You've probably heard about Project 2025, the extreme agenda for former President Donald Trump's second term. But what you may not know, because Trump is going to unprecedented lengths to keep it secret, is that the groundwork for the MAGA takeover of the entire government is already underway.
Funded by rightwing billionaires, Trump is running the most secretive presidential transition since the process was formalized through the Presidential Transition Act of 1963. He could be hiding plans even more extreme than Project 2025, all with zero transparency or accountability. What's not a secret is that a chaotic transition would threaten America's security and set the stage for a disastrous presidency.
Transitions are supposed to turn campaign promises into government action. I learned how important this work is as co-director of Hillary Clinton's 2016 presidential transition (yes, we followed the law and ran a serious transition for the three months leading up to the election). Campaigns typically receive federal funds and office space so they can run an orderly process and coordinate with the outgoing administration. Experts vet potential appointees and write papers that tee up choices the new president will make to craft and implement policy. This work doesn't get much public attention while candidates are barnstorming the swing states, but it will have a big impact on people's lives and freedoms.
Trump's previous transitions have been turbulent. In 2016, Trump first told former New Jersey governor Chris Christie, who was overseeing his transition, that his work was so good they could "do the entire transition if we just leave the victory party two hours early" — only to fire him days after the election and start from scratch. It turned planning into total chaos and meant Trump had the most incomplete team in modern history when he assumed office. Three-quarters of the top 100 jobs did not have nominees on Day One, far behind his predecessors.
A sea of empty desks can have disastrous consequences.

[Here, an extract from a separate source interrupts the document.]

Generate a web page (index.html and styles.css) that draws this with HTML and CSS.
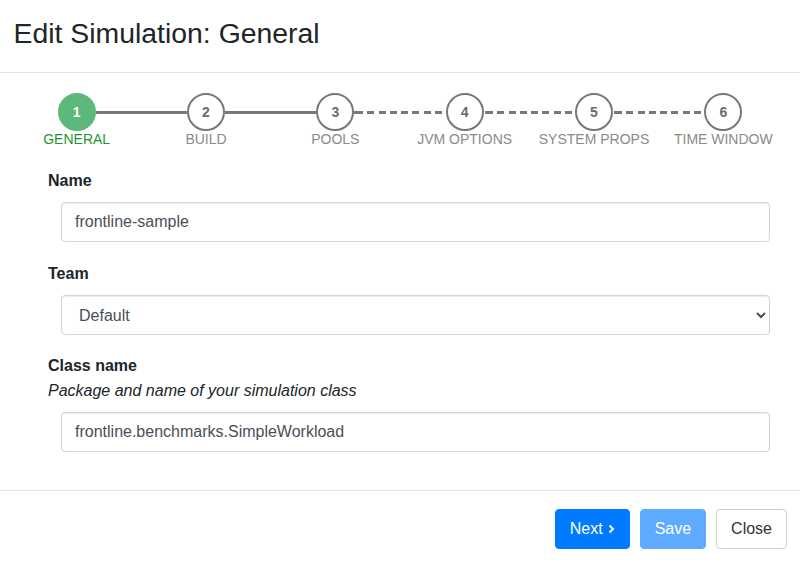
FILE: index.html
```html
<!DOCTYPE html>
<html>
<head>
<meta charset="utf-8">
<link rel="stylesheet" href="styles.css">
</head>
<body>
<div class="modal">
  <div class="modal-header">
    <h4 class="modal-title">Edit Simulation: General</h4>
  </div>
  <div class="modal-body">
    <div class="stepper">
      <div class="track">
        <div class="circle active">1</div>
        <div class="line solid"></div>
        <div class="circle">2</div>
        <div class="line solid"></div>
        <div class="circle">3</div>
        <div class="line dashed"></div>
        <div class="circle">4</div>
        <div class="line dashed"></div>
        <div class="circle">5</div>
        <div class="line dashed"></div>
        <div class="circle">6</div>
      </div>
      <div class="labels">
        <div class="step-label active">GENERAL</div>
        <div class="step-label">BUILD</div>
        <div class="step-label">POOLS</div>
        <div class="step-label">JVM OPTIONS</div>
        <div class="step-label">SYSTEM PROPS</div>
        <div class="step-label">TIME WINDOW</div>
      </div>
    </div>
    <form class="form">
      <div class="form-group">
        <label class="form-label">Name</label>
        <input class="form-control" type="text" value="frontline-sample">
      </div>
      <div class="form-group">
        <label class="form-label">Team</label>
        <select class="form-control form-select"><option>Default</option></select>
      </div>
      <div class="form-group">
        <label class="form-label with-help">Class name</label>
        <div class="help">Package and name of your simulation class</div>
        <input class="form-control" type="text" value="frontline.benchmarks.SimpleWorkload">
      </div>
    </form>
  </div>
  <div class="modal-footer">
    <button class="btn btn-primary" type="button">Next <svg class="chev" width="7" height="10" viewBox="0 0 7 10"><path d="M1.5 1.5 L5 5 L1.5 8.5" fill="none" stroke="#fff" stroke-width="2"/></svg></button>
    <button class="btn btn-primary disabled" type="button">Save</button>
    <button class="btn btn-default" type="button">Close</button>
  </div>
</div>
</body>
</html>
```
FILE: styles.css
```css
* { box-sizing: border-box; }
html, body { margin: 0; padding: 0; background: #fff; }
body {
  font-family: "Liberation Sans", Arial, sans-serif;
  font-size: 16px;
  line-height: 1.5;
  color: #212529;
}
.modal { width: 800px; }
.modal-header {
  height: 73px;
  padding: 16px 12px 0 13.5px;
  border-bottom: 1px solid #e1e3e6;
}
.modal-title {
  margin: 0;
  font-size: 28.4px;
  font-weight: 400;
  line-height: 1.2;
  color: #212529;
}
.modal-body { padding: 20px 0 19px; }
.stepper { margin: 0 12px; }
.track {
  display: flex;
  align-items: center;
  padding-left: 45.7px;
}
.circle {
  flex: 0 0 38px;
  width: 38px;
  height: 38px;
  border-radius: 50%;
  border: 2px solid #787878;
  background: #fff;
  color: #6c6c6c;
  font-size: 14px;
  font-weight: 700;
  display: flex;
  align-items: center;
  justify-content: center;
}
.circle.active {
  background: #5cb97b;
  border-color: #5cb97b;
  color: #fff;
}
.line {
  flex: 0 0 91.33px;
  height: 3px;
}
.line.solid { background: #787878; }
.line.dashed {
  background: repeating-linear-gradient(to right, #787878 0 7px, transparent 7px 11.3px);
  background-position: 2px 0;
}
.labels {
  display: grid;
  grid-template-columns: repeat(6, 1fr);
}
.step-label {
  text-align: center;
  font-size: 14px;
  line-height: 16px;
  color: #8a8a8a;
}
.step-label.active { color: #1f9430; }
.form { padding: 22px 30px 0 48px; }
.form-group { margin-bottom: 19px; }
.form-group:first-child { margin-bottom: 20px; }
.form-label {
  display: block;
  font-weight: 700;
  line-height: 24px;
  margin-bottom: 9px;
  color: #212529;
}
.form-label.with-help { margin-bottom: 0; }
.help {
  font-style: italic;
  line-height: 24px;
  margin-top: 1px;
  margin-bottom: 9px;
  color: #212529;
}
.form-control {
  display: block;
  width: 709px;
  margin-left: 13px;
  height: 40px;
  padding: 6px 13px;
  font-family: "Liberation Sans", Arial, sans-serif;
  font-size: 16px;
  color: #495057;
  background: #fff;
  border: 1px solid #ced4da;
  border-radius: 4px;
  box-shadow: inset 0 1px 1px rgba(0,0,0,.075);
}
.form-select { padding-left: 13px; }
.modal-footer {
  border-top: 1px solid #e1e3e6;
  padding: 18px 13px 14px;
  display: flex;
  justify-content: flex-end;
  gap: 10px;
}
.btn {
  font-family: "Liberation Sans", Arial, sans-serif;
  font-size: 16px;
  line-height: 24px;
  padding: 7px 14px;
  border-radius: 4px;
  border: 1px solid transparent;
  cursor: pointer;
  display: inline-flex;
  align-items: center;
}
.btn-primary { background: #007bff; border-color: #007bff; color: #fff; }
.btn-primary.disabled { background: #5eaaff; border-color: #5eaaff; }
.btn-default { background: #fff; border-color: #cfcfcf; color: #333; }
.chev { margin-left: 5px; }
```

The 9/11 Commission found that when transition planning was paused in 2000 due to the contested election between Al Gore and George W. Bush, it delayed the appointment and eventual confirmation of key national security officials, leaving America vulnerable to the Sept. 11 terrorist attacks. Twenty years later, Trump's refusal to accept that he'd lost the 2020 election led to the Jan. 6 insurrection and also an unprecedented lack of cooperation with the incoming Biden team in the middle of a deadly pandemic.
This time around, Trump has refused to even participate in the government's official transition planning process so he can skirt rules around fundraising, ethics, and disclosure. Instead, he's leaning on MAGA donors Howard Lutnick and Linda McMahon, chair of the America First Policy Institute, to plan his federal takeover. One reason for this unprecedented secrecy is that he doesn't want the public, press, Congress, or investigators to later have access to records like they did after 2016. For example, when special counsel Robert Mueller was investigating whether Trump colluded with the Kremlin to influence the 2016 election, transition emails and other materials were handed over.
We must assume that Project 2025 wasn't written as a folly and a distraction and take it for what it is—a 900-page rightwing blueprint to imprint MAGA on every part of the federal government.
Many of the career civil servants and more moderate Republicans who staffed Trump's first administration will be replaced by Trump loyalists who have spent the last four years studying the levers of power and preparing their takeover. They'll also likely implement a plan called Schedule F that Trump announced before the 2020 election, which would have stripped civil servants deemed disloyal to the president of employment protections and opened the door to politicizing the federal workforce. President Joe Biden rescinded the order, but Trump has obsessed over reinstating it to combat what he calls the "deep state." Not only is it fundamentally anti-democratic, but overhauling the civil service would make the government understaffed and unprepared to respond to crises. And there are many to plan for: wars in the Middle East and Ukraine, extreme weather due to climate change, economic uncertainty... the list goes on.
The stakes of this election and our nation's future are too high for it to be decided in secrecy. That's why it's imperative voters elect Vice President Kamala Harris. (It's also why bankrolling a federal presidential transition with private donations from billionaires, regardless of whether candidates accept money from the federal government, should be prohibited.) If Trump wins in November, whether his transition team succeeds or fails could hurt us all. If he succeeds and implements Project 2025 and guts the federal government, American institutions and individuals will suffer as a result. And if his shadow transition fails to prepare his administration, our national security could be imperiled. Either way, ignoring a transition shrouded in secrecy will cost us dearly in the years to come.